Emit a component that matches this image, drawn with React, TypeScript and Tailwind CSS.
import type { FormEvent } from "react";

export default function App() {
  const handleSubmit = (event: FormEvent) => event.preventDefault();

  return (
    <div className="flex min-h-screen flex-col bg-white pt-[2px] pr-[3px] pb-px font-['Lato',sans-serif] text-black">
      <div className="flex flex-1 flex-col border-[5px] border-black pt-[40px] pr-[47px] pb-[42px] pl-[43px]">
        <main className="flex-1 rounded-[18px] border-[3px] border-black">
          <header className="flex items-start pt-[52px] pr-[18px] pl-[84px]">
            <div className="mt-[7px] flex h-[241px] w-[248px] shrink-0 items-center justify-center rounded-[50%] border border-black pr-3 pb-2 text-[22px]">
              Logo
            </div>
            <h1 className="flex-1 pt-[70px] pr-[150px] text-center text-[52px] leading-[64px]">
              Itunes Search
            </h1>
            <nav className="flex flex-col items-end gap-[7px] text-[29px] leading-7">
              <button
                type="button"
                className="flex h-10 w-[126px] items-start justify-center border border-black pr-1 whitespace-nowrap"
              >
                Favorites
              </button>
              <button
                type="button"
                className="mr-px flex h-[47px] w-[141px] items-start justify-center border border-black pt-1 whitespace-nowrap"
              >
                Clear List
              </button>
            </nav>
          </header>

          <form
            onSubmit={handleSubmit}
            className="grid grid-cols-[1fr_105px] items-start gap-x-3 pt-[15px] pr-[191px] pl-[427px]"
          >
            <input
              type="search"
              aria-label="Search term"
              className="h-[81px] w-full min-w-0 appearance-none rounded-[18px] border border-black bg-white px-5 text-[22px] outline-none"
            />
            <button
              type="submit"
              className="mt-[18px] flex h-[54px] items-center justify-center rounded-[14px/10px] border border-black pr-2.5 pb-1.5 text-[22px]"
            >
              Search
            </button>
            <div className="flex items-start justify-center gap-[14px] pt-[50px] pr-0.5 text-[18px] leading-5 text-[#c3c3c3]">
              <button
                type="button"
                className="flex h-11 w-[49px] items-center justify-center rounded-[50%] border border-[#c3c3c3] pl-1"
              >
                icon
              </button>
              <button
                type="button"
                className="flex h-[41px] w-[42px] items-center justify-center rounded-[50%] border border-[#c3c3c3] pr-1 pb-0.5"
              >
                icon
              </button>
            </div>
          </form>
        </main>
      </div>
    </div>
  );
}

========================================

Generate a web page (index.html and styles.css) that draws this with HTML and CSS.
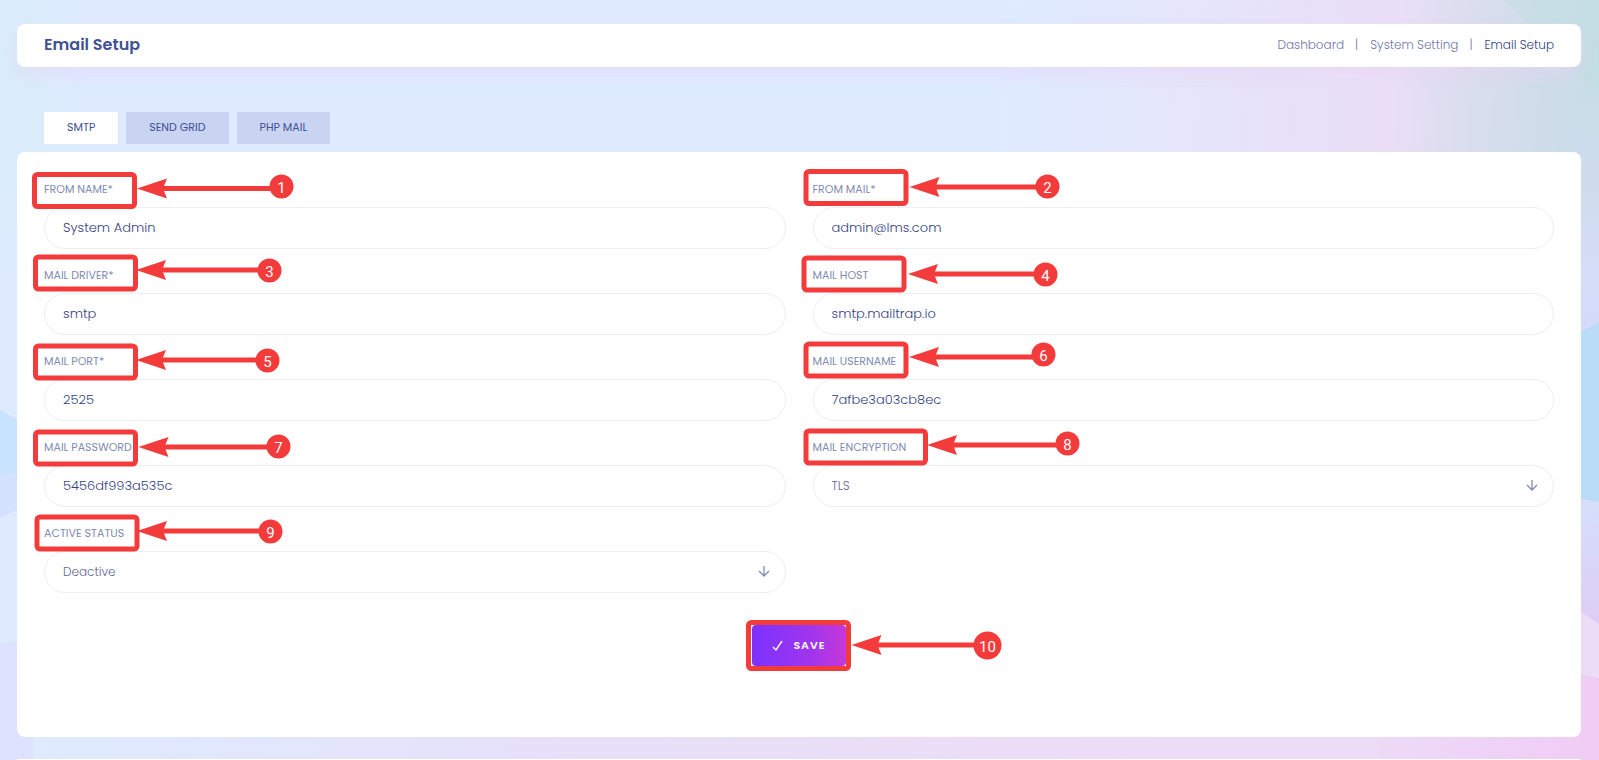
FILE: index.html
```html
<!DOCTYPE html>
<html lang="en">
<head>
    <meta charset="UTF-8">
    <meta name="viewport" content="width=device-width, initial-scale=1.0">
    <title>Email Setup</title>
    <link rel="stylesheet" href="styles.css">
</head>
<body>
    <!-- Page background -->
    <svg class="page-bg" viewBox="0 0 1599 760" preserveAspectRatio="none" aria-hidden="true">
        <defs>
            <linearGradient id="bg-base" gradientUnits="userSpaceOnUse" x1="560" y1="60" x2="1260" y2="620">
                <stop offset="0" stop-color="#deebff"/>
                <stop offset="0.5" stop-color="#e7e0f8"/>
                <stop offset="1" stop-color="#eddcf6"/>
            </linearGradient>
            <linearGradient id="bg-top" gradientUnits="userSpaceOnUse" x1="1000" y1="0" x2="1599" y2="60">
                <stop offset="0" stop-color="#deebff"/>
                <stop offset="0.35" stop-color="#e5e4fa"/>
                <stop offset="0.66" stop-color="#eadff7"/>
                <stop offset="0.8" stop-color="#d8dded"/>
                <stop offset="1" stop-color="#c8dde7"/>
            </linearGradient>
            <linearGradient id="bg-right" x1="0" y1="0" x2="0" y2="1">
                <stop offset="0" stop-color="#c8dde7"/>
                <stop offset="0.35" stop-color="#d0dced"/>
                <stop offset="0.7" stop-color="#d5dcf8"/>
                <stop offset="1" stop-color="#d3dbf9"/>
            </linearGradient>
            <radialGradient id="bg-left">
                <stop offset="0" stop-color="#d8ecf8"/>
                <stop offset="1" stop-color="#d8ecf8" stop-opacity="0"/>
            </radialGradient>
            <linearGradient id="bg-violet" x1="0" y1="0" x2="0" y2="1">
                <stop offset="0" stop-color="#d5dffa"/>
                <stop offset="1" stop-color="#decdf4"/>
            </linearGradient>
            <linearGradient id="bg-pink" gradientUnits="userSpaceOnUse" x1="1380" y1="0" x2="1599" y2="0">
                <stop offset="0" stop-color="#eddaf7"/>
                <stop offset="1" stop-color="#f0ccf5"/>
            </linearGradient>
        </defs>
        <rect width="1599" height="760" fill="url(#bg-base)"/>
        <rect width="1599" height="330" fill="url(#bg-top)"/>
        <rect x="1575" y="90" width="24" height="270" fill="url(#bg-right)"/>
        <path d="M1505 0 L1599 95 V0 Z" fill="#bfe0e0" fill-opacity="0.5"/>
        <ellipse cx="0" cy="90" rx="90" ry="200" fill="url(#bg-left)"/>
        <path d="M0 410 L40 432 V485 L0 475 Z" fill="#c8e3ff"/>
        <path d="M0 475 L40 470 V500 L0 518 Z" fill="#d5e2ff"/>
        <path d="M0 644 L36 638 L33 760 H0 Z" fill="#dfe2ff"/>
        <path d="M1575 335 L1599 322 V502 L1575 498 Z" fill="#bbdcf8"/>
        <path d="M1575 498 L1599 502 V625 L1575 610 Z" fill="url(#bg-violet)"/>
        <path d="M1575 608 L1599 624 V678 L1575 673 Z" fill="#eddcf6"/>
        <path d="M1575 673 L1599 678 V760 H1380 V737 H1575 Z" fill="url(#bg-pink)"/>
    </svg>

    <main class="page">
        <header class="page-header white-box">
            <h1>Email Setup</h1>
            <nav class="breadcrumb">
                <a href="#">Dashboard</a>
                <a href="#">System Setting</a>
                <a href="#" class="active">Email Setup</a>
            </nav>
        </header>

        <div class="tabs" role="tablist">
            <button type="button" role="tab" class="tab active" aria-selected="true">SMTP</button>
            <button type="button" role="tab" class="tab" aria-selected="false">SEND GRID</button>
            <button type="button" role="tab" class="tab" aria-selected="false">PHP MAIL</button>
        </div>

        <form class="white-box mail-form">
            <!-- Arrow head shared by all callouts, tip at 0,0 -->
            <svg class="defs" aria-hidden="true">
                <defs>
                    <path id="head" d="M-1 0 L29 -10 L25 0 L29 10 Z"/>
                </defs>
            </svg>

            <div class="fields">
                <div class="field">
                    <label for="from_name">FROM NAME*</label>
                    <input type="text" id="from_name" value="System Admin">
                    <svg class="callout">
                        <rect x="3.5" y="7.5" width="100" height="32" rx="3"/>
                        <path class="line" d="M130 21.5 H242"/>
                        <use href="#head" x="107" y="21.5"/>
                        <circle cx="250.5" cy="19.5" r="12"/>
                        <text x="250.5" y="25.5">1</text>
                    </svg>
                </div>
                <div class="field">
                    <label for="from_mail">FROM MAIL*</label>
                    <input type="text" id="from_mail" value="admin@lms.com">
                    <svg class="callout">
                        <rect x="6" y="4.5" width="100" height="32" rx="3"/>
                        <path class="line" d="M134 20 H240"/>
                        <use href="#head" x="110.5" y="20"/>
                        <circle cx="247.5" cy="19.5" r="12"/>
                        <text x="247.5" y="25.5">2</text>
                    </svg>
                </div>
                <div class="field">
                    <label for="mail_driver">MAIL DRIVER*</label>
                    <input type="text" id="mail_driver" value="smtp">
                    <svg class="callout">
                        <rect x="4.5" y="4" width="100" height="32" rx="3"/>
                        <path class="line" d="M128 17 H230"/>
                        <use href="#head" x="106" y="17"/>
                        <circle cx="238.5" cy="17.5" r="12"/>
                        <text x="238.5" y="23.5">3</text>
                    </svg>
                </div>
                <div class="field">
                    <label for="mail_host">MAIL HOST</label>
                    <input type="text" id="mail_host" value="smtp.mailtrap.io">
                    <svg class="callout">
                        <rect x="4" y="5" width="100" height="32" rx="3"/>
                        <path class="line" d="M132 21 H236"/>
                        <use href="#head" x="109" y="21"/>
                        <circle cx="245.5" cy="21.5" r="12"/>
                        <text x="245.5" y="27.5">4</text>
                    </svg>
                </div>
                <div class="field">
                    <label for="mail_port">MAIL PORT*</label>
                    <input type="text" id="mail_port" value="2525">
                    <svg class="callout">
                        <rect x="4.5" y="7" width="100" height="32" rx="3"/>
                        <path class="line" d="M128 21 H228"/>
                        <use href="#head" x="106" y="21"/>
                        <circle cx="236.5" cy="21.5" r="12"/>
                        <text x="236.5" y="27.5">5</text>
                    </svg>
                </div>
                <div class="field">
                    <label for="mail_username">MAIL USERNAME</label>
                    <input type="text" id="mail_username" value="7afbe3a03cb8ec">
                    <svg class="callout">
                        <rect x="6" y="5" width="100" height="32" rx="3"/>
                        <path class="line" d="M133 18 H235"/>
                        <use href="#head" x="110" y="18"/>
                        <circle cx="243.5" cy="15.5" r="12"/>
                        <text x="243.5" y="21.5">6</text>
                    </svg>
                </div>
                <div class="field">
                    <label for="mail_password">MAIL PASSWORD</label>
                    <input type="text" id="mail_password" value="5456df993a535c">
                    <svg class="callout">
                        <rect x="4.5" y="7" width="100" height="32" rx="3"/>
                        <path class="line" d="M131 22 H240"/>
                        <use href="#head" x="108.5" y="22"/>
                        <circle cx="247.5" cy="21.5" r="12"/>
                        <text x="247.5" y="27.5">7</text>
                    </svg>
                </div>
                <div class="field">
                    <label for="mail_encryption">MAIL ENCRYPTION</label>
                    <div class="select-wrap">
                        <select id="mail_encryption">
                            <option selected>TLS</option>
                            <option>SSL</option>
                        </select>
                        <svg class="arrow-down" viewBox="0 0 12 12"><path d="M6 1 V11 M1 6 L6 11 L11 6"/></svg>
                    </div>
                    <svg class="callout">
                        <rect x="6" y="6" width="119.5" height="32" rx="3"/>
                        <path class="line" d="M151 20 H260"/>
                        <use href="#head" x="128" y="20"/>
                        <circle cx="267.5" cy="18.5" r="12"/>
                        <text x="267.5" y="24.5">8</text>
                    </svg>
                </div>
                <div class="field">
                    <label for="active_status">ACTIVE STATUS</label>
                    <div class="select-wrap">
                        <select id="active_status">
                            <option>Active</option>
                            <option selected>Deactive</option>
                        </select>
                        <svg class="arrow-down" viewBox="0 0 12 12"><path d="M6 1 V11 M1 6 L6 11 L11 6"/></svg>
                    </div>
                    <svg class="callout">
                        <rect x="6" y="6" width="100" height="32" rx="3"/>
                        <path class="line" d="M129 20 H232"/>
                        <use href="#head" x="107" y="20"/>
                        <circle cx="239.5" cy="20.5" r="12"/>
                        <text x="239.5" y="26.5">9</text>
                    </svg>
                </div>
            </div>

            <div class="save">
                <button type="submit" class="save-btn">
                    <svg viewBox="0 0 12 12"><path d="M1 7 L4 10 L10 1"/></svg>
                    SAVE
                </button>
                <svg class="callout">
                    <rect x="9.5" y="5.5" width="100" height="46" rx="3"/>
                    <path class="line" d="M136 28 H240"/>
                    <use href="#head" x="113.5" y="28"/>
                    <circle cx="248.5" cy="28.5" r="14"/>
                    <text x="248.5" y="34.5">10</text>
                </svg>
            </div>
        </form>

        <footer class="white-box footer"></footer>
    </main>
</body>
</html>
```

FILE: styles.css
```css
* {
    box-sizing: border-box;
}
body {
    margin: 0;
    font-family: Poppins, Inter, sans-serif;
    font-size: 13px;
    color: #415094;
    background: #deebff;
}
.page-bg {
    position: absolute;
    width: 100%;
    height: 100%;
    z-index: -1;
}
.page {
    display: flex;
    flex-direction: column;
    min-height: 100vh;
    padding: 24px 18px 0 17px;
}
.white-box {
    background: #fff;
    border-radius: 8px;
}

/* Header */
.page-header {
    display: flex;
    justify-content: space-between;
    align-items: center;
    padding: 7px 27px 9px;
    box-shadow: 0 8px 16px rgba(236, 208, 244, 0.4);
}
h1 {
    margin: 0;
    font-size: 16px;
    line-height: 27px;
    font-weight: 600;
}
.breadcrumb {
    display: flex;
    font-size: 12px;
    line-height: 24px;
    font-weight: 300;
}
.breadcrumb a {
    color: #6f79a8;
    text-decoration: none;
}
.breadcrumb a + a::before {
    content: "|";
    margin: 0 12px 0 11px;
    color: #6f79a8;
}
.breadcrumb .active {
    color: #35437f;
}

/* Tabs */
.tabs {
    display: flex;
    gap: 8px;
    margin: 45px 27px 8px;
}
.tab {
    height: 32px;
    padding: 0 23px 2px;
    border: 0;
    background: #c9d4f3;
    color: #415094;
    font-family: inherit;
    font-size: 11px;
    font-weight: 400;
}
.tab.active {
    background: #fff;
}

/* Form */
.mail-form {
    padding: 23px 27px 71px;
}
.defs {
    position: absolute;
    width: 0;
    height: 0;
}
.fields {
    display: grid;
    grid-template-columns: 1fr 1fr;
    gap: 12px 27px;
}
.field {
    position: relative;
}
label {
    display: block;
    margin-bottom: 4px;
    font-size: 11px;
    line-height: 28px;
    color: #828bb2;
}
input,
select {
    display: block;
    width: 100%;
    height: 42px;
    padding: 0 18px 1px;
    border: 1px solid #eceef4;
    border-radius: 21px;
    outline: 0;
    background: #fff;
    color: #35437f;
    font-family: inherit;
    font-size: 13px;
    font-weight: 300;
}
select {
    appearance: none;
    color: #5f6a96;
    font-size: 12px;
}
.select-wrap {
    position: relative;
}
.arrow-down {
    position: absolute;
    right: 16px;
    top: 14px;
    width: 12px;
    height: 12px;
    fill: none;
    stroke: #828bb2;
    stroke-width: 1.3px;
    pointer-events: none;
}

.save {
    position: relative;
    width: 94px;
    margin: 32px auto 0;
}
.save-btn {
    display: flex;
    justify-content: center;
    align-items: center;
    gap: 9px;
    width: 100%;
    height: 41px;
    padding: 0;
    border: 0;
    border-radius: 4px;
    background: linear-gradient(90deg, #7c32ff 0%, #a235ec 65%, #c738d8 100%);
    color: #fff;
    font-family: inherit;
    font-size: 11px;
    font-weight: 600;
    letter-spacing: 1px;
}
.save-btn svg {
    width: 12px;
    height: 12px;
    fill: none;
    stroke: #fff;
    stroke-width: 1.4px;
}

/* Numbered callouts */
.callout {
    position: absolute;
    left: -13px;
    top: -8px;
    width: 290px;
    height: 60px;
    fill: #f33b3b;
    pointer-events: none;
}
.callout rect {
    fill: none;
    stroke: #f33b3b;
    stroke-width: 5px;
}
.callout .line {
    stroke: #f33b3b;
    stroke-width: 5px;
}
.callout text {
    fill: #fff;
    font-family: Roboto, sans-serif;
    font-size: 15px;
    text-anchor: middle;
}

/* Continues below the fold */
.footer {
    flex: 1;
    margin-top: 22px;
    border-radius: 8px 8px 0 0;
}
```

========================================

WORK TO DO -
Show the lines where the word "index" appears in the entries.

FINAL RESULT -
Generate a web page (index.html and styles.css) that draws this with HTML and CSS.
FILE: index.html
    z-index: -1;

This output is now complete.